Doeu mais que o término da relação.
Porque não era sobre cadeirões. Era sobre ser tratada como descartável. Era sobre ver a minha história, a minha coragem, o meu início, ser posta ao lado de um contentor, como se não valesse nada. Era sobre alguém olhar para o meu sagrado e achar que era inútil.
E, naquele dia, eu senti-me inútil também.
💛 Mas esta crónica não é sobre ele. Nem é exatamente sobre mim.
É sobre todas as mulheres que já passaram por isto sem conseguir dizer:
— “Isto magoou-me.”
— “Isto não era amor.”
— “Eu merecia mais.”
É sobre as mulheres que já viram o seu valor ser empurrado para o canto, que já foram diminuídas em pequenos gestos que dizem tudo, que já aceitaram migalhas enquanto davam o corpo inteiro, que já engoliram humilhações mascaradas de descuido, que já se deixaram ficar onde a sua história cabia apenas pela metade.
É sobre ti, mulher que me lês, que um dia foste tratada como resto quando, na verdade, eras casa inteira.
✨ Hoje eu sei uma coisa que, na altura, doeu demais para entender: ninguém deita fora aquilo que é pouco. Deita fora aquilo que é grande demais para segurar.
Os meus cadeirões não foram para o lixo por falta de valor. Foram para o lixo porque simbolizavam tudo aquilo que eu era, e ele não sabia lidar com isso.
E, se estás a ler isto, eu quero que sintas esta verdade com toda a força:
✓ Nada do que é teu se perde.
✓ O que é sagrado nunca se deita fora.
✓ E quem tenta destruir o teu valor está, na verdade, a revelar a própria pequenez.
🌻 Esta crónica é um aviso amoroso:
• Não aceites ficar onde te diminuem.
• Não fiques onde descartam o que te construiu.
• Não normalizes o desrespeito disfarçado de quotidiano.
• Não encolhas a tua luz para caber nos cantos escuros de ninguém.
• Não deixes que tratem o teu sagrado como tralha.
• Não permitas que ninguém defina o valor do que construíste.
O amor nunca te manda para o contentor.
O amor verdadeiro levanta-te. Segura-te.
Vê-te.
E eu só percebi isso quando já caminhava sozinha… mas inteira.
💛 Hoje, quando penso nisso, sinto outra coisa:
Os meus cadeirões não foram rejeitados por serem pouco. Foram rejeitados por serem muito. Demasiado simbólicos, demasiado meus, demasiado grandes para o mundo pequeno onde eu estava a tentar caber.

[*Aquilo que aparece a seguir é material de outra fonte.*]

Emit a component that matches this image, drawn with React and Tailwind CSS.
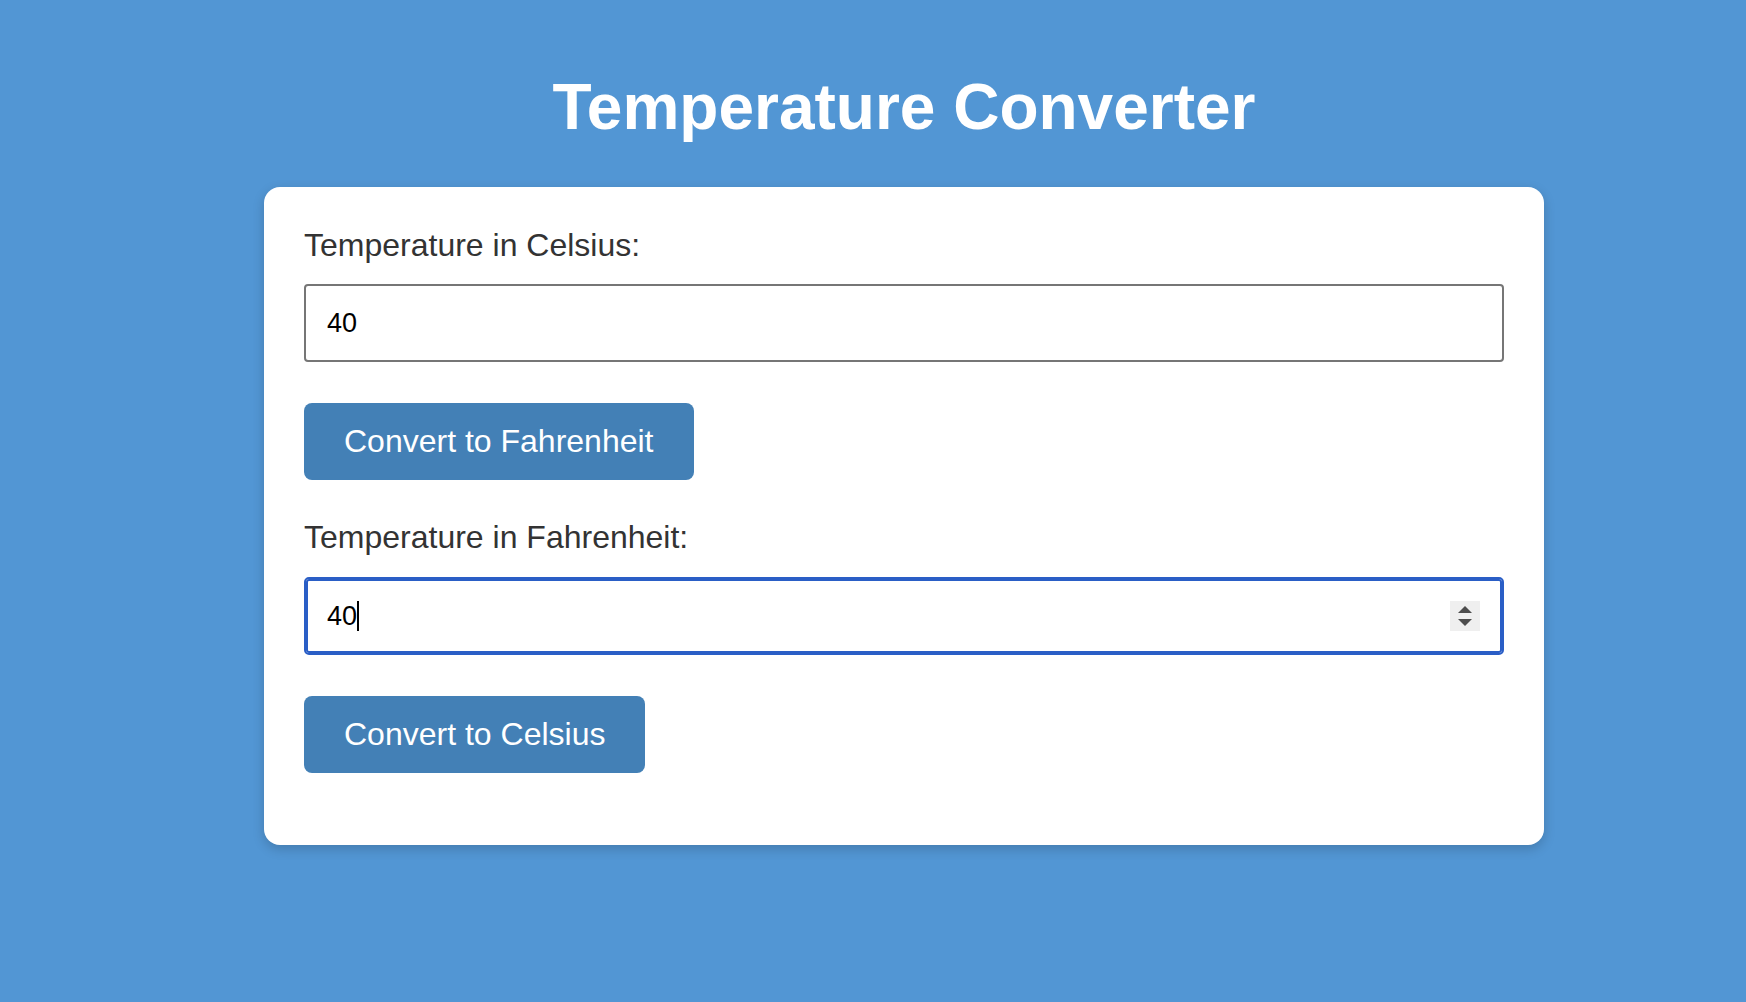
import React, { useState } from "react";

function Spinner() {
  return (
    <div className="absolute right-[24px] top-1/2 -translate-y-1/2 w-[30px] h-[30px] bg-[#efefef] flex flex-col items-center justify-center gap-[6px]">
      <svg width="14" height="7" viewBox="0 0 14 7">
        <path d="M7 0 L14 7 L0 7 Z" fill="#4d4d4d" />
      </svg>
      <svg width="14" height="7" viewBox="0 0 14 7">
        <path d="M0 0 L14 0 L7 7 Z" fill="#4d4d4d" />
      </svg>
    </div>
  );
}

export default function App() {
  const [celsius, setCelsius] = useState("40");
  const [fahrenheit, setFahrenheit] = useState("40");

  const toFahrenheit = () => {
    const c = parseFloat(celsius);
    if (!isNaN(c)) setFahrenheit(String(Math.round((c * 9) / 5 + 32)));
  };

  const toCelsius = () => {
    const f = parseFloat(fahrenheit);
    if (!isNaN(f)) setCelsius(String(Math.round(((f - 32) * 5) / 9)));
  };

  return (
    <div className="min-h-[1002px] bg-[#5296d4] pl-[62px] pt-[71px] font-['Liberation_Sans',Arial,sans-serif]">
      <h1 className="text-center text-white font-bold text-[64px] leading-[1.15] mb-[42px]">
        Temperature Converter
      </h1>

      {/* card */}
      <div className="mx-auto w-[1280px] bg-white rounded-[16px] px-[40px] pt-[40px] pb-[32px] shadow-[0_4px_12px_rgba(0,0,0,0.18)]">
        <label className="block text-[#333333] text-[32px] leading-[1.15] mb-[21px]">
          Temperature in Celsius:
        </label>
        <input
          type="text"
          value={celsius}
          onChange={(e) => setCelsius(e.target.value)}
          className="block w-full h-[78px] border-2 border-[#767676] rounded-[4px] pl-[21px] text-[27px] text-black outline-none mb-[41px]"
        />
        <button
          onClick={toFahrenheit}
          className="block bg-[#4380b6] text-white text-[32px] leading-[37px] py-[20px] px-[40px] rounded-[8px] mb-[39px]"
        >
          Convert to Fahrenheit
        </button>

        <label className="block text-[#333333] text-[32px] leading-[1.15] mb-[21px]">
          Temperature in Fahrenheit:
        </label>
        <div className="relative mb-[41px]">
          <input
            type="text"
            value={fahrenheit}
            onChange={(e) => setFahrenheit(e.target.value)}
            className="block w-full h-[78px] border-2 border-[#2a5ec6] shadow-[inset_0_0_0_2px_#2a5ec6] rounded-[5px] pl-[21px] text-[27px] text-black outline-none"
          />
          {/* caret */}
          <span className="absolute left-[53px] top-[24px] w-[1.5px] h-[30px] bg-black" />
          <Spinner />
        </div>
        <button
          onClick={toCelsius}
          className="block bg-[#4380b6] text-white text-[32px] leading-[37px] py-[20px] px-[40px] rounded-[8px] mb-[40px]"
        >
          Convert to Celsius
        </button>
      </div>
    </div>
  );
}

E hoje, que estou a renascer, percebo o que nunca percebi na altura: não existe gesto de desmerecimento que consiga apagar uma mulher que nasceu para se levantar.
Sinto que não fui eu que perdi. Foi ele que nunca soube ver.
Foi ele que não conseguiu segurar a mulher que eu me tornei. Foi ele que não tinha espaço para a grandeza que viria daí.
Porque tu, mulher… Tu nunca foste o que alguém tentou deitar fora. Tu és tudo o que ele nunca foi capaz de merecer.
Mas esta crónica não é sobre sobrevivência. É sobre consciência.
É sobre aprender a reconhecer padrões tóxicos, a ver aquilo que antes não víamos,
a erguer a cabeça sem culpa, e a saber quando é que um gesto diz tudo aquilo que as palavras nunca disseram.
E se esta tua vida já te mostrou cadeirões ao lado do lixo, eu quero que saibas isto:
Tu não és o que alguém tentou deitar fora.
Tu és tudo o que ele nunca conseguiu segurar.
P.s. podem mandar metade de mim para o lixo. A outra metade vai ao IKEA e volta mais forte.